I’m getting into video encoding for a personal hobby project, and I’m needing to use low-level tools since I’m doing everything automated and unattended. (Basically doing a 24/7 timelapse out my Roosevelt Island, NYC window using a Raspberry Pi, to watch all the supertall construction that’s going across over the river over the next decade…)
Just for my edification to better understand what I’m doing, I’m hoping someone with expert knowledge can (without speculating…I can do that perfectly well myself) explain to me exactly how video codec formats interact with AV container formats, and what the division of responsibilities is between the two.
My own guess (basically, how I would do it if I were designing things, given the little I know) is that the “codec” defines only a compression algorithm and binary format for a stream of “fields” (not frames, but “fields”, since interlaced frames have two fields), and that all the other information needed to play back the video is metadata encoded into the container format (like AVI, MKV, etc.). Furthermore, time indexing information (for random access seeking) and interleaving of bytes between the different streams (video, audio, subtitles, etc.) is handled by the container, and the codecs themselves don’t natively know anything about that.
Does anyone know if that’s accurate, or do the codecs handle more than that? And if so, does anyone know why? If it does I assume there’s good reason for it if they did.

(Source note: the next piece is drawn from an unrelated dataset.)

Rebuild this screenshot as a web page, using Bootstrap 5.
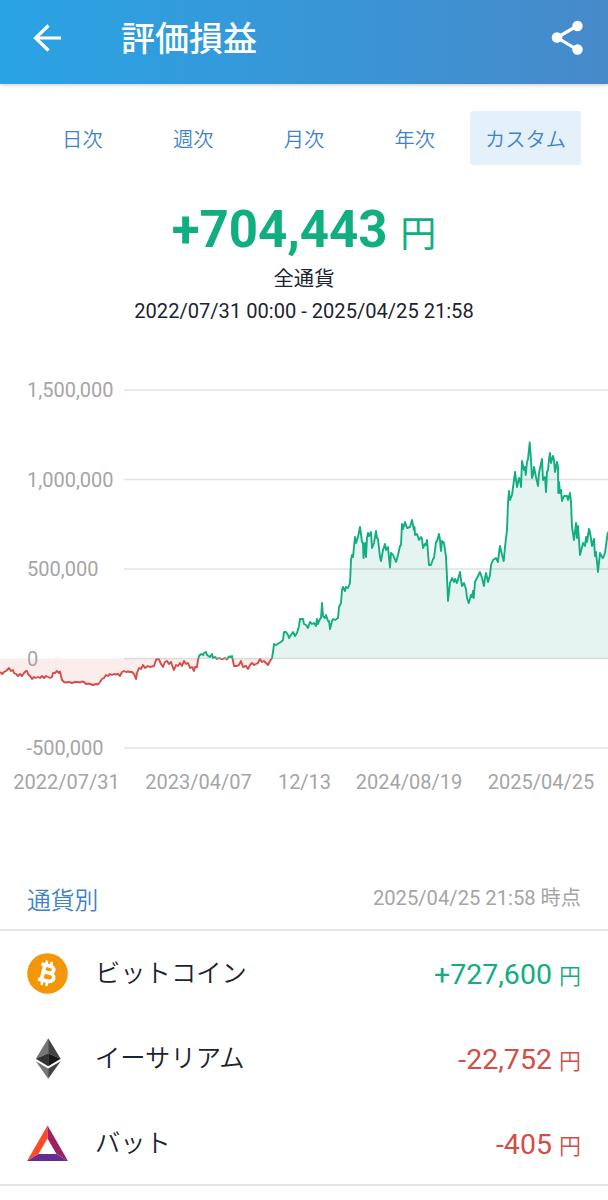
<!DOCTYPE html>
<html lang="ja">
<head>
<meta charset="utf-8">
<meta name="viewport" content="width=device-width, initial-scale=1">
<title>評価損益</title>
<link href="https://cdn.jsdelivr.net/npm/bootstrap@5.3.0/dist/css/bootstrap.min.css" rel="stylesheet">
<style>
body{font-family:Roboto,"Noto Sans CJK JP",sans-serif;color:#1c2331;background:#fff;font-size:20px;line-height:1.2;overflow:hidden}
.topbar{height:84px;background:linear-gradient(90deg,#29a3e4,#478aca);box-shadow:0 1px 4px rgba(50,40,60,.25);padding:0 24px 9px 32px}
.topbar h1{font-size:34px;font-weight:500;line-height:48px;margin-left:57px;padding-top:2px}
.periods{margin:27px 27px 0}
.periods .nav-link{height:54px;padding:4px 0 0;line-height:50px;color:#3f83c7;font-size:20.3px;font-weight:350;border-radius:3px}
.periods .nav-link.active{background:#e4f1fb;color:#3f83c7}
.gain{color:#10ae80}.loss{color:#d64c48}
.total{font-size:51px;font-weight:700;line-height:60px;margin-top:35px}
.total span{font-size:36px;font-weight:400}
.scope{line-height:30px;margin-top:-1px;font-size:20.3px}
.range{line-height:24px;margin-top:5px;font-size:20.1px}
.chart{margin-top:47px;height:430px}
.chart text{font-size:20px;fill:#a5a5a5}
.sect{height:131px;padding:0 27px;border-bottom:2px solid #e6e6e6}
.sect h2{font-size:23.8px;font-weight:350;color:#3f83c7;line-height:30px;margin-bottom:13px}
.sect small{font-size:20.2px;color:#a5a5a5;line-height:24px;margin-bottom:19px}
.coins{border-bottom:2px solid #e6e6e6;height:255px}
.coins li{height:85px;padding:0 27px;font-size:25.3px}
.coins .coin-name{margin-left:27px;padding-top:2px;font-weight:350}
.coins .amount{font-size:28.5px;padding-top:4px}
.coins .amount span{font-size:22px;font-weight:350}
</style>
</head>
<body>
<header class="topbar d-flex align-items-center text-white">
  <svg width="32" height="32" viewBox="0 0 32 32" fill="none" stroke="#fff" stroke-width="3.200"><path d="M16.500 3.500 3.500 16l13 12.500M3.500 16H29"/></svg>
  <h1 class="mb-0">評価損益</h1>
  <svg class="ms-auto" width="34" height="36" viewBox="0 0 34 36" fill="#fff"><path d="M27 6 7 17.500l20 12" fill="none" stroke="#fff" stroke-width="3.200"/><circle cx="27.500" cy="6" r="5.200"/><circle cx="7" cy="17.500" r="5.300"/><circle cx="27.500" cy="29.500" r="5.200"/></svg>
</header>
<main>
  <nav class="periods nav nav-pills nav-justified flex-nowrap">
    <a class="nav-link w-100" href="#">日次</a>
    <a class="nav-link w-100" href="#">週次</a>
    <a class="nav-link w-100" href="#">月次</a>
    <a class="nav-link w-100" href="#">年次</a>
    <a class="nav-link w-100 active" href="#">カスタム</a>
  </nav>
  <section class="text-center">
    <div class="total gain">+704,443 <span>円</span></div>
    <div class="scope">全通貨</div>
    <div class="range">2022/07/31 00:00 - 2025/04/25 21:58</div>
  </section>
  <svg class="chart d-block w-100" viewBox="0 370 608 430">
    <defs>
      <clipPath id="above"><rect y="370" width="608" height="288.500"/></clipPath>
      <clipPath id="below"><rect y="658.500" width="608" height="100"/></clipPath>
    </defs>
    <path d="M124 390H608M124 479.500H608M124 569H608M124 658.500H608M124 748H608" stroke="#e2e2e2" stroke-width="1.300"/>
    <g clip-path="url(#above)"><path class="area" fill="#0a9a74" fill-opacity=".105"/><path class="trace" fill="none" stroke="#10ae80" stroke-width="1.900" stroke-linejoin="round"/></g>
    <g clip-path="url(#below)"><path class="area" fill="#d64c48" fill-opacity=".1"/><path class="trace" fill="none" stroke="#d64c48" stroke-width="1.900" stroke-linejoin="round"/></g>
    <text x="27" y="397">1,500,000</text>
    <text x="27" y="486.500">1,000,000</text>
    <text x="27" y="576">500,000</text>
    <text x="27" y="665.500">0</text>
    <text x="26.500" y="755">-500,000</text>
    <g text-anchor="middle">
      <text x="66.500" y="789">2022/07/31</text>
      <text x="198.500" y="789">2023/04/07</text>
      <text x="304.500" y="789">12/13</text>
      <text x="409" y="789">2024/08/19</text>
      <text x="541" y="789">2025/04/25</text>
    </g>
  </svg>
  <section class="sect d-flex justify-content-between align-items-end">
    <h2>通貨別</h2>
    <small>2025/04/25 21:58 時点</small>
  </section>
  <ul class="coins list-unstyled mb-0">
    <li class="d-flex align-items-center">
      <svg width="41" height="41" viewBox="0 0 41 41"><circle cx="20.500" cy="20.500" r="20.300" fill="#f39708"/><g transform="rotate(13 20.500 20.500)" fill="none" stroke="#fff"><path d="M12.500 12.600H21c6.500 0 6.500 7 0 7h-5M12.500 28H22c7.500 0 7.500-8.300 0-8.300M16 12.600V28" stroke-width="3.700"/><path d="M17.200 8v5M22.200 8v5M17.200 28v5M22.200 28v5" stroke-width="2.600"/></g></svg>
      <span class="coin-name">ビットコイン</span>
      <span class="amount gain ms-auto">+727,600 <span>円</span></span>
    </li>
    <li class="d-flex align-items-center">
      <svg width="41" height="41" viewBox="0 0 41 41"><path d="M21.200.3 8.800 20.800l12.400-5.600z" fill="#777"/><path d="m21.200.3 12.500 20.500-12.500-5.600z" fill="#424242"/><path d="m8.800 20.800 12.400-5.600v13z" fill="#333"/><path d="m33.700 20.800-12.500-5.600v13z" fill="#171717"/><path d="m8.800 23.200 12.400 7.300v10.300z" fill="#777"/><path d="m33.700 23.200-12.500 7.300v10.300z" fill="#424242"/></svg>
      <span class="coin-name">イーサリアム</span>
      <span class="amount loss ms-auto">-22,752 <span>円</span></span>
    </li>
    <li class="d-flex align-items-center">
      <svg width="41" height="41" viewBox="0 0 41 41"><path d="M20.500 2.500 0 38l11.500-7 9-15.500z" fill="#ff4a25"/><path d="M20.500 2.500 41 38l-11.500-7-9-15.500z" fill="#9e1f63"/><path d="M0 38h41l-11.500-7h-18z" fill="#662d91"/></svg>
      <span class="coin-name">バット</span>
      <span class="amount loss ms-auto">-405 <span>円</span></span>
    </li>
  </ul>
</main>
<script src="https://cdn.jsdelivr.net/npm/bootstrap@5.3.0/dist/js/bootstrap.bundle.min.js"></script>
<script>
const series = `0,672 2,674 4,672 6,671 8,669 9,668 11,671 13,670 14,673 16,674 18,676 20,674 22,676 24,673 26,671 27,671 28,674 30,676 32,679 34,677 36,678 38,677 40,678 42,676 44,678 46,676 48,677 50,678 52,677 53,673 55,673 57,671 59,673 60,671.5 61,676 62,680 64,682 66,682.5 69,682 72,683 75,682 78,682 80,682.5 82,681.5 84,682 86,684 88,683.5 90,684 93,685 96,684 98,684.5 100,682 102,679 104,678 106,675 108,676 110,674 112,675 114,674 116,674.5 118,674 120,676 122,672 124,671 126,672 128,671.5 130,672 132,672 134,674 136,679 137,673 139,668 141,669 143,665 145,668 148,666 150,667 154,666 156,660 157,659
159,659.5 161,664 163,667 165,662 167,661 169,664 171,662 173,668 174,670 176,665 178,666 180,663 182,666 184,661 186,664 188,663 190,668 192,667 194,671 195,667 197,667 198,660 199,656 201,654 203,655 204,653 206,652 207,655 210,657 212,654 213,658 215,657 217,659 219,658 221,659 223,659 225,658 227,659.5 229,656.5 231,657 232,656 233,661 234,666 237,666 239,665 241,661 243,667 246,666 248,669 250,665 252,663 254,665 256,664 258,663 260,659 262,662 264,661 266,663 268,665 270,661 272,658
273,652 274,644 276,645 279,643 281,642 283,640 284,632 286,632 288,635 289,638 291,635 293,632 295,636 297,633 299,626 300,619 303,619 304,624 306,625 308,628 310,622 312,624 314,623 316,626 317,619 318,624 320,619 321,618 322,603 323,616 325,618 326,615 328,621 329,621 330,629 332,621 333,619 335,620 338,618 339,607 341,603 342,590 343,587 345,591 346,587 348,588 350,583 351,560 352,555 353,557 355,537 356,543 358,537 360,527 362,542 363,543 363.5,558 365,543 366,557 367,538 368,533 369,536 371,532 372,548 374,543 376,531 377,538 378,539 380,557 381,561 383,550 385,544 386,550 388,547 389,558 390,567.5 391,553 393,555 396,562 398,555 400,546 401,545 402,524 403,529 405,522 407,528 410,527 412,520 414,530 414.5,527 415,535 417,534 419,540 421,537 422,539 423,548 425,544 426,545 427,540 429,565 431,565 433,559 434,558 436,542 437,541 439,534 440,540 441,551 442,541 444,543 446,557 447,577 448,601 450,583 452,578 454,582 455,579 457,583 460,572 461,580 462,586 464,583 466,589 467,598 468.7,603 471,595 472,597 473,591 473.7,598 475,582 477,578 480,572 482,578 484,586 485,578 486,573 488,582 490,575 491,565 493,560 496,558 498,562 499,553 500,546 502,555 503.7,561 505,547 507,530 508,503 509,491 510,500 512,495 514,480 515,472 517,487 519,478 520,480 521,487 522,461 524,470 525,467 525.7,475 527,462 528,459 529.7,442.500 531,460 532,478 533,475 534,467 536,477 538,486 539,473 542,459 543,480 545,477 546,492 547,472 548,470 549,459 550,453 551,463 553,456 554,460 555,472 557,462 558,467 558.3,493 559,482 560,493 561,490 562,501 564,496 567,496 568,500 570,493 571,502 572,527 574,540 576,523 577,538 578,526 580,555 583,543 585,546 586,537 587,542 589,529 590,532 592,546 594,539 595,556 596,552 598,572 600,553 602,557 603,558 605,553 607,538 608,532`.replace(/\s+/g, ' ');
document.querySelectorAll('.trace').forEach(p => p.setAttribute('d', 'M' + series));
document.querySelectorAll('.area').forEach(p => p.setAttribute('d', 'M0,658.5 ' + series + ' 608,658.5Z'));
</script>
</body>
</html>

Finally, does anyone know how header (or footer?) formats work for common AV containers? I know there are a lot of GUI programs you can use to split video files, but they usually involve making entire copies of data. Are there container formats that one could conceivably just take a subset of the bytes, make absolutely no changes to the bytes themselves, and synthesize a new header/footer around them and get a valid file that will play in a regular video player?
(Basically, I’m thinking about writing my own FUSE filesystem for that will essentially use the equivalent of hard links at an intrafile level, so I can quickly get read-only versions of subsets of the whole video without any extra copying…)